Read caption Amina has decided to rebuild her life in Dollow in Somalia. When she is not helping pregnant women give birth, she works in the farms with her son Dahir, whose wife and two children are still in Kenya waiting for an opportunity to travel to Somalia with support from the UNHCR-led Voluntary Repatriation Programme. Photo: NRC/Abdirisak Aden

Going back to Somalia

Abdirisak Aden Ahmed|Published 08. Nov 2016
Amina is among thousands of returnees from Dadaab refugee camp who are trying to pick up their lives in Somalia after leaving the refugee camp.

After spending 14 years living as a refugee in Hagadera, the decision to return to Somalia together with her seven children was a difficult one. Although she left out of her own will, life was becoming increasingly uncertain and challenging.

“My son was arrested twice during night patrols by the police, they suspected him of being a member of Al-Shabaab”, says Amina.

Saved enough money to go

She saved some money from her son’s work at the ice factory and sold half her monthly food ration to generate enough money to travel back to Somalia. Upon return to Somalia, she settled in Balad-Hawa, where there was a high militia presence and she did not feel safe. She moved further north to Qansahley settlement for internally displaced people in Dollow.

In 2002, Amina fled Somalia together with her nine children to escape clan conflict. They crossed the border into Kenya and arrived in Dadaab refugee camp. After her husband died, Amina has raised her children and supported her family all by herself. She lost two of her children while in Dadaab.

“Dadaab was a good place, we had free food and water. When I first came to Dollow, I struggled to find support and establish a network. Now, my living conditions in Dollow are better because I feel safer and I am able to look for work opportunities. I am a traditional birth attendant, and I am helping pregnant women giving birth. Our biggest challenge is clean water. The river water is muddy. We would request humanitarian organisations to help us get clean water,” says Amina.

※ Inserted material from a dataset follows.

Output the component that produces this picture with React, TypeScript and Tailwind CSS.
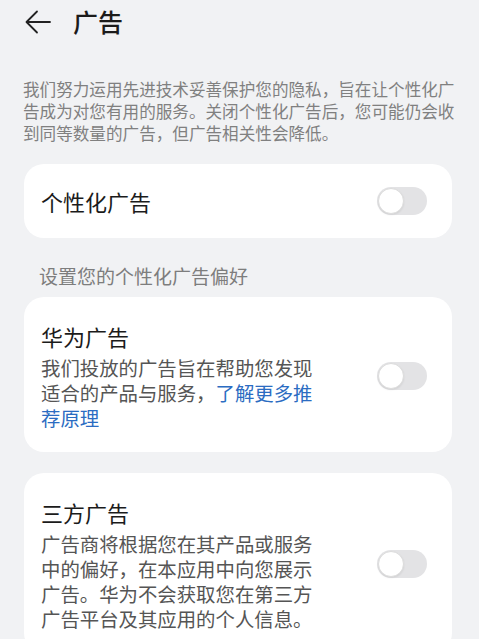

Supporting returning Somalis

Supported by the UK Department for International Development (DfID), NRC is helping returnees to integrate locally. A Housing, Land and property (HLP) cross-border programme has been established providing information and cross-border referrals to enable returnees reclaim their assets upon return. Together with other returnees in Dollow, Amina is a participant in NRC’s cash-for-work initiative which is using drip irrigation methods to grow crops within communal farms in Qansahley.

The voluntary returns programme has assisted 30,134 Somali refugees from Dadaab refugee camp. Between May and September 2016, The Protection and Return Monitoring Network (PRMN) has documented an average of 12,054 people crossing the Kenya-Somalia border into Somalia. The most common reasons for cross-border movement has been search of better social relations, economic opportunity and permanently resettling in Somalia. However, as already highlighted by humanitarian agencies, internal displacement coupled with increasing number of returns from Kenya, Ethiopia and Yemen and limited humanitarian funding will result in a situation where people resort to desperate measures in order to survive.

“I am not going back”

Fortunately, Amina has made up her mind. She has resolved to rebuild her life in Dollow by making use of the available resources and support that she can get. When she is not helping women welcoming the little bundles of joy, she works in the farms with her son Dahir, whose wife and two children are still in Kenya waiting for an opportunity to travel to Somalia with support from the UNHCR-led Voluntary Repatriation Programme (VolReP).

“I am not going back. Neither am I going cross into Ethiopia to register as a refugee again. I want to tell the people in Dadaab that they should come back and freely enjoy the feeling of safety and doing what they want to do in life”, says Amina.

Dadaab’s Broken Promise

A report released 10 October by NRC criticizes the returns process from Dadaab camp in Kenya to Somalia, as no longer being voluntary, safe or dignified.

The report, titled Dadaab’s Broken Promise, says that the decision by the Government of Kenya in May to close the Dadaab refugee camps in November has led to a situation where the voluntary returns process does not meet international standards, and breaks the agreement that Somalis would be assisted to return home safely and voluntarily.

Facts and figures

• Over 900,000 Somalis are registered as refugees, mostly in neighbouring countries.

• Kenya hosts more than 335,000 Somalia refugees, including over 270,000 in Dadaab refugee camp.

• An estimated 1.1 million people are internally displaced in Somalia.

• Somalia is one of the poorest countries in the world. 43 per cent of the population lives on less than US$1 per day, and the life expectancy is just 51 years.

• Somalia ranks among the five least developed countries in the world, according to the UN’s 2012 Human Development Index.

• Five million people in Somalia - more than 40 per cent of the country’s population – do not have sufficient food. This includes more than 300,000 children under 5 years who are acutely malnourished.

• About 3.2 million people in Somalia need emergency health services, while 2.8 million people require improved access to water, sanitation and hygiene.